Users can pass item’s style name after a colon and Python formatting after another one. Similar to sed, style and formatting strings must be terminated with a colon. This one is the biggest quirk which I couldn’t get rid of.

And here’s an example of items definition that actually displays what we intended to with that overly verbose HTML-like thing before:

[flags:comment:%a%d%s:],id:comment:,description,tags:info:

Why not HTML

HTML formatting was single thing which I disliked the most in TWC. So I finally gave it a little thought and after few days concluded that HTML might not be the best choice for TWC formatting strings.

User-wise it’s hard to read and reason about because of its verbose markup. Configuration files looked horrible because of it. <sr> tag was the worst. Because it had surround-if-not-empty semantics, it was actually the only way to conditionally separate optionally empty items, which in turn made each each formatting string a never-ending river of <sr>'s. Because many blocks usually need slightly different formatting, this horrible pattern was repeated over and over again. Add completely non-standard HTML tags, unfamiliar to the users who now have to constantly check documentation (I, the author, had to check it from time to time) and disaster is ready.

Code-wise situation was not much better. It required HTML parser. This alone should say everything, but let’s elaborate on that thought, shall we?

Parser was implemented on top of html.parser module. It wasn’t particularily long and complex, its test suite was more than satisfactionary, to the point that I was quite confident modifying it. It covered many uttely stupid corner cases, but that’s fine as long as they’re tested. And yet, after 2 days of work I somehow wasn’t able to fix one silly bug with nesting of particular tags.

See, HTML parser had to do a little more than just parse HTML. It had to parse it in particular way, compatible with formatted text, which is data format understood by Python Prompt Toolkit, a library which TWC uses for drawing of the interface. Basically it’s a list of tuples, but it must be kept in rather simple, flat form, because otherwise Prompt Toolkit fails to render it miserably.
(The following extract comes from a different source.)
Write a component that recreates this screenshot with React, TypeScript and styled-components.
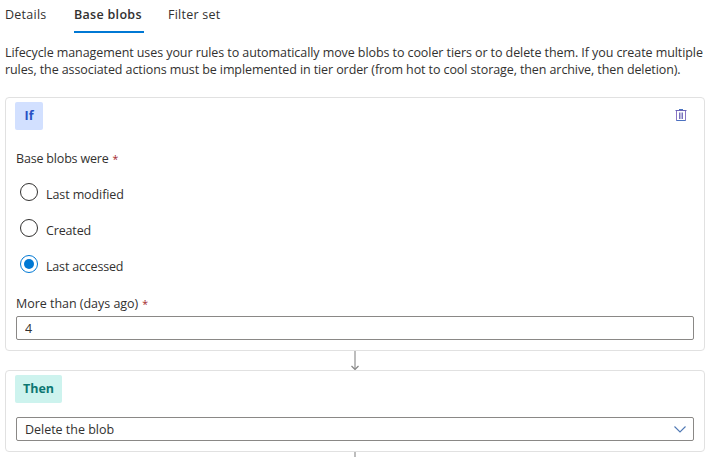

So what could I do with a DOM tree which is nested by definition? I defined each tag as a Python class that, when it was appropriate, received parts of formatted text, which could be modified, replaced and recreated. To keep things simple each such entity had only a limited knowledge of a small part of formatting string and nothing else. So it had to deduct what to do from a presence (or lack of presence) of arbitrary strings and from a number of tuples it received — all of that to flatten some HTML. No surprise that this is the part where bugs occured.

Alternative

So the alternative to HTML which I figured out is a custom domain-specific language. It was designed from scratch1 with ease of use in mind. It’s, I think, opinionated (a popular trend that I observe recently which stands in opposition to generic, but complex programs):

  • it deliberately drops some of the features of HTML like tags nesting or allowing drop-in style definitions and replaces them with simpler, more limited counterparts;
  • it also creates some arbitrary conventions like removing spaces between empty items.

But even though, it remains quite fleximple without losing readability. At least it’s more readable than HTML counterpart, I think that we all agree on that. A little writing gives a good effect and actually invites users to experiment with it. Users shouldn’t need the documentation to jump in.

Code-wise it’s implemented on top of a simple regular expression and even simpler tokenization. You know: split on commas, partition on colons… Its simplicity works not only for end-users, but also for implementation. There are not many things to break. That’s another win.

Is it perfect? No. It still has a field for improvements. For example I’d like to implement a kind of “intelligent” mistake fixing, especially for missing terminating colon - a common mistake I make all the time. I tried to fix it before the release, but I failed, as lack of that colon introduces many interesting corner cases. Like, what about datetime string formatting which typically uses a colon to separate hours from minutes (due::%Y-%m-%d %H:%M:)? What about spaces? What surrounding characters?

I hope to figure it out one day. End of story.